Gen. Claire Chennault’s United States Army Air Forces Type A-2 Flying Jacket. On display at the National Air & Space Museum.

Gen. Claire Chennault’s blood chit used in the China Burma India Theater, 1941. On display at the National Air & Space Museum.
Blood chits are pieces of cloth that soldiers wore to ask for help in the local language. They had long been used by the British, but were actually an American invention. Among the many maybe-folktales of George Washington is the one where he presented the first-ever blood chit to France’s Jean-Pierre Blanchard, who demonstrated a hot-air balloon, back when those things were still new. Chennault’s version bore the Nationalist China flag and a message in Chinese that read, “This foreign person has come to China to help in the war effort. Soldiers and civilians, one and all, should rescue and protect him.” Several revisions were made, particularly because many locals couldn’t recognize the Chinese flag and characters, and would mistaken the downed pilots as siding with Japan – which was very much defeating the purpose of carrying these around in the first place.
Over time, the blood chits incorporated the American flag and various translations of the message in their designs, were accompanied by phrase-translation books, and sometimes even a drawing of a soldier being aided by a man wearing a coolie hat. Soldiers came to call these survival devices “pointee-talkee” booklets. Clearly, World War II wasn’t the setting for tasteful cultural colloquialisms.

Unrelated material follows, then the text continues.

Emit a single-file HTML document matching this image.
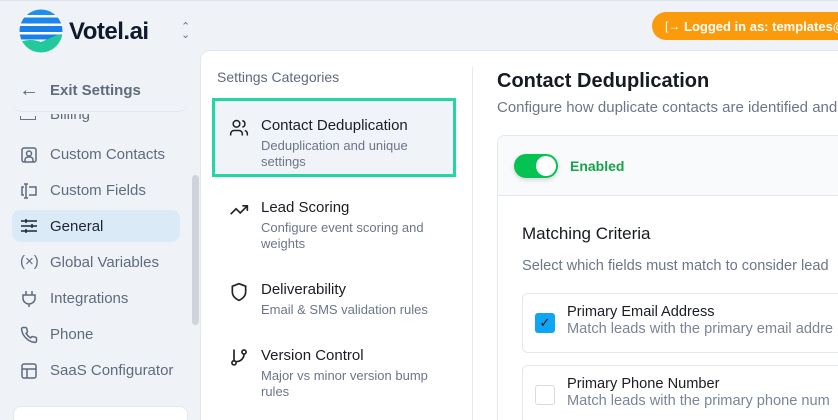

Curtiss P-40E Warhawk. On display at the National Air & Space Museum, Steven F. Udvar-Hazy Center.
For the seven months that they saw action, the Flying Tigers were incredibly effective – which is saying a lot, since they were often greatly outnumbered, not to mention that their wings still didn’t have guns. Chennault employed untraditional practices, eliminating ranking among his fleet. And although the P-40’s weren’t nimble, they were bulky – and didn’t bother to engage in chases that required sharp turns. Instead, with their painted snarling shark-faces, they attacked by diving from above with a force that Japan’s jets couldn’t mimic without falling apart mid-air. At the end of its short career, the Flying Tigers had destroyed almost 300 Japanese planes while only suffering sixteen casualties in battle.

Kyaw Nge and Tun Aung, May 1997, printed 2001. C-print laminated to plexiglass, 35 x 29 in. From Burma: Something Went Wrong and Letter from PLF, by Burmese American photographer Chan Chao. Collection of the Hirshhorn Museum and Sculpture Garden.
The Flying Tigers disbanded the next spring with the establishment of the U.S. Air Force, but violence in Burma escalated for years after. The people in Burma – caught amidst a tug-of-war for territory – suffered. As many as 250,000 civilians died over the course of the war, and hundreds of thousands of Burmese today are refugees as a result of the civil wars and political turmoils that ensued.
And for all the accolades and tributes that have been erected to remember the bravery of Chennault’s Flying Tigers, the true story of resilience belongs to those who were of Burma even before the war – before it was considered a strategic land-bridge, or a sanctuary for trade and imperial aspiration. Whether you recognize it as Burma or Myanmar, it is a place that is more than a battleground for American heroes.